旅行に出たならばその出先で何らかの「負荷」をお願いせざるをえないのは当然のことです。そしてそれに対する対価を支払わねばならないことも。「このほうがわれわれにしては経済的合理的=安い」と考えるのはやめて、「お出かけした先できちんと宿泊の「対価」をお支払いし、その分を楽しむべきなのだと思うのです。
そうしなければ、一定の代価を支払い放棄したわれわれ旅行者により「観光地という名の地方」はどんどん疲弊してしまうのですから。そしてそのツケは必ずや可愛い子孫の世代に重くのしかかります。ま、そこまで考慮してなおの行動であればもうわたしとしては何も申し上げられませんが。

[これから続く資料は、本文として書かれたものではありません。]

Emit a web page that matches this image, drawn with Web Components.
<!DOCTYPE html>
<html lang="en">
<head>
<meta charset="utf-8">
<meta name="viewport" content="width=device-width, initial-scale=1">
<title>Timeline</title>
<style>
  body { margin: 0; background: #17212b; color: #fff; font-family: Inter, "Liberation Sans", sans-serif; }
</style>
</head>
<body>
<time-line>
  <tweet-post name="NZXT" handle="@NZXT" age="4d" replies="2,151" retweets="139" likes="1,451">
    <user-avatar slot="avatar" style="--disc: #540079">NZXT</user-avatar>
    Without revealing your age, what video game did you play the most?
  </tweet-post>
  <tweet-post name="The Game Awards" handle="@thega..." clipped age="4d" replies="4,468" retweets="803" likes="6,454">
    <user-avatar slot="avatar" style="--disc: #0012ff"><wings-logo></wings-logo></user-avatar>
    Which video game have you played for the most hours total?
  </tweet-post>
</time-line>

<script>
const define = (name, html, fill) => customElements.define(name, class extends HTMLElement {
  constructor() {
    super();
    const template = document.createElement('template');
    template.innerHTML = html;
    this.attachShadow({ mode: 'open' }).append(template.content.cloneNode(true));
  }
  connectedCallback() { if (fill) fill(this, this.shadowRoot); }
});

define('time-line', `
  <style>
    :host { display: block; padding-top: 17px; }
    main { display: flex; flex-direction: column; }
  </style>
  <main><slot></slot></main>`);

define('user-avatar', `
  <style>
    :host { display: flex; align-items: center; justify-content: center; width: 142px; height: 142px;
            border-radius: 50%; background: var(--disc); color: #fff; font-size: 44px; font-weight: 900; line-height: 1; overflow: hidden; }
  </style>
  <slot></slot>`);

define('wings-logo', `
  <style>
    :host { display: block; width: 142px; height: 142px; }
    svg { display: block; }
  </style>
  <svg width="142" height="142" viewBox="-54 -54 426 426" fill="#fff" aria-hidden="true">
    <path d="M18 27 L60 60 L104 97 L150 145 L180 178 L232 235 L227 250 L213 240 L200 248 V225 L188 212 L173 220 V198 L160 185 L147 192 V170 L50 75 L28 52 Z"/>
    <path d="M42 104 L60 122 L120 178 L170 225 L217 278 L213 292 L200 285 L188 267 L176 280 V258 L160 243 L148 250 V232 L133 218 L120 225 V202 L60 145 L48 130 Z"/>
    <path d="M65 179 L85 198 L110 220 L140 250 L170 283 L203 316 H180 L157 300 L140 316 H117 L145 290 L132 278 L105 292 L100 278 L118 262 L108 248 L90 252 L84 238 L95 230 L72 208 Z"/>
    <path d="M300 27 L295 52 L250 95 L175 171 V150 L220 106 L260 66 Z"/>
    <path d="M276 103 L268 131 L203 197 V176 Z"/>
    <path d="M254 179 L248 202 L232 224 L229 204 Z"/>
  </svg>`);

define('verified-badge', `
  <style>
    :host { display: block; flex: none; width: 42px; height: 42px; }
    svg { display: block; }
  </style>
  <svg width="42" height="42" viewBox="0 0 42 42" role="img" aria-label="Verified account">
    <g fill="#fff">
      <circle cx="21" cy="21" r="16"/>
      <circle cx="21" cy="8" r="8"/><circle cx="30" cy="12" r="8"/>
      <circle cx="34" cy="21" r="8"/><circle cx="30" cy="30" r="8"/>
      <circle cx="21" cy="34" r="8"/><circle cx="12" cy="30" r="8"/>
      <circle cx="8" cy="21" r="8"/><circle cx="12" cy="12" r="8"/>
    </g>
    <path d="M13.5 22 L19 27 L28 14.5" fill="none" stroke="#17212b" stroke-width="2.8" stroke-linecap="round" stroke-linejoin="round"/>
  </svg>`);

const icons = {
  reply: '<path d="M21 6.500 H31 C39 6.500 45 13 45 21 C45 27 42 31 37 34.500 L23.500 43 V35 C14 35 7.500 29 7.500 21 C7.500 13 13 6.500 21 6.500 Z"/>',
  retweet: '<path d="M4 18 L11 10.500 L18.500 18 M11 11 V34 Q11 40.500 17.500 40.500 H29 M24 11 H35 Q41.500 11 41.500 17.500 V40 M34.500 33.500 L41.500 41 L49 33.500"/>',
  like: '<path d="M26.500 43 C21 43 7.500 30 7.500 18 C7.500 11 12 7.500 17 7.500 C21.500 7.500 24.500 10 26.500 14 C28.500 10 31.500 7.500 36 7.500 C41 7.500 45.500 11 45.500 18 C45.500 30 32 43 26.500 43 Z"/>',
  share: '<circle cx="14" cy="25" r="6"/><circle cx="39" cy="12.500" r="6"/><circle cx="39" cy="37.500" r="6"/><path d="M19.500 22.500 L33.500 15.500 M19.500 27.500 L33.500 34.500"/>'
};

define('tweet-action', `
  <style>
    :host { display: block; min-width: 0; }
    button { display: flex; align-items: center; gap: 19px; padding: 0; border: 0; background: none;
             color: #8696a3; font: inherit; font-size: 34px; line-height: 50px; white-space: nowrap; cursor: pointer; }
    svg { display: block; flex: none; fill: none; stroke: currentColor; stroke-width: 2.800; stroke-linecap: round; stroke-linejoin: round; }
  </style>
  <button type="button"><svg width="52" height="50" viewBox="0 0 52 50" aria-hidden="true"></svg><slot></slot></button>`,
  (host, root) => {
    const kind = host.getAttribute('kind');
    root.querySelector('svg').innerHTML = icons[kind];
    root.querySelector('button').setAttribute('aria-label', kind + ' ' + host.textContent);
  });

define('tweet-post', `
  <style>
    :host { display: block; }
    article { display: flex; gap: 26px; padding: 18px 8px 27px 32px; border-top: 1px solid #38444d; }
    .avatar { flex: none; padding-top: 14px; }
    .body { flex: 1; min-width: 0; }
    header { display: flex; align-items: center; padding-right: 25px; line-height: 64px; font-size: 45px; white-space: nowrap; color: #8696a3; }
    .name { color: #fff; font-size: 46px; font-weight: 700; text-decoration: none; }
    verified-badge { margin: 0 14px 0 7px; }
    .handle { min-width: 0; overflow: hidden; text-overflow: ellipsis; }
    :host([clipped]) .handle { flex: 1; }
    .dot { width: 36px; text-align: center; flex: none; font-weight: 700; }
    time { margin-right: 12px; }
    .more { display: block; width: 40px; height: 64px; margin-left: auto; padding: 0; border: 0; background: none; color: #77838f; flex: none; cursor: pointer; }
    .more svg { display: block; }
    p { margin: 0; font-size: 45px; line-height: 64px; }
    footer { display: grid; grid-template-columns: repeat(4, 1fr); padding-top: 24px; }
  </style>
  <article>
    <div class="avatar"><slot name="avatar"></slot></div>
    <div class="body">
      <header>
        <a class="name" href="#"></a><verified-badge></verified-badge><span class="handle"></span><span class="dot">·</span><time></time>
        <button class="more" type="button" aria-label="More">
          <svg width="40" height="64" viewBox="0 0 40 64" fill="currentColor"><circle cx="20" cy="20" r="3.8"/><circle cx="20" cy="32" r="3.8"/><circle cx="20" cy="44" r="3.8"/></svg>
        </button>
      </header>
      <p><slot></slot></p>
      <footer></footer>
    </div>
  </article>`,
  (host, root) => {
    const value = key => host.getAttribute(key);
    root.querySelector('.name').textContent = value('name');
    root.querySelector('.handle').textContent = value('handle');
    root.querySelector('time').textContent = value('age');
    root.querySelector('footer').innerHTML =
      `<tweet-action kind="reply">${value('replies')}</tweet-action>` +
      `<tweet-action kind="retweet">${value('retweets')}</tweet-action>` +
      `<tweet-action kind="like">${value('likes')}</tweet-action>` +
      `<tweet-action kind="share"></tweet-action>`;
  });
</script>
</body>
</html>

要は中高年齢世代にもっと経済を回していただきたいのです。たとえば草津だって思いきり安くていい湯の宿はたくさんありますよ!素泊まりだって全然問題なし!そこで回ったお金が地域の経済のみならず文化を守る原動力となるのだと思っているTakemaです。
というのが私の思いであります。それがたまたま無料施設 or 格安だったら最高じゃないですか!そしてそこには必ず一定の直接コミュニケーションもあるわけですから!
さて話と姿勢を戻してと。すっかりあったまったあと、すっかり涼しくなったキャンプ場へと戻ります(やや寒)。でもこれからがわれわれの夕ご飯タイム。ただし最近は調理の手間をすっかり省くようになったのでセイコーマートで買ってきたご飯がメインですが、その前におつまみをいただきます。
これも漁師のHさんから回ってきたものかもしれません。あ、足がやたらに少ないのは諸般の事情です。tettさんに足だけおすそ分けしたともいいます(笑)。んでもってサクサク切り分けた上でいただきました。ちなみにわさび付きで、えーっとくまげらさん、どうしてわれわれがわさびすら持参していないのをご存じだったのでしょうか?(大笑)。
やがて日も暮れてあたりは真っ暗‥というわけでもないのですが(住宅街の端っこですから)、かがり火を焚くと夏の北海道の風物詩である虫が‥やってきません。それだけ冷え込んでいるということなのでしょう。確かにこのあともあまり「夏っ!」という陽気ではありませんでしたし。
さて翌朝はずずずんと南下開始です。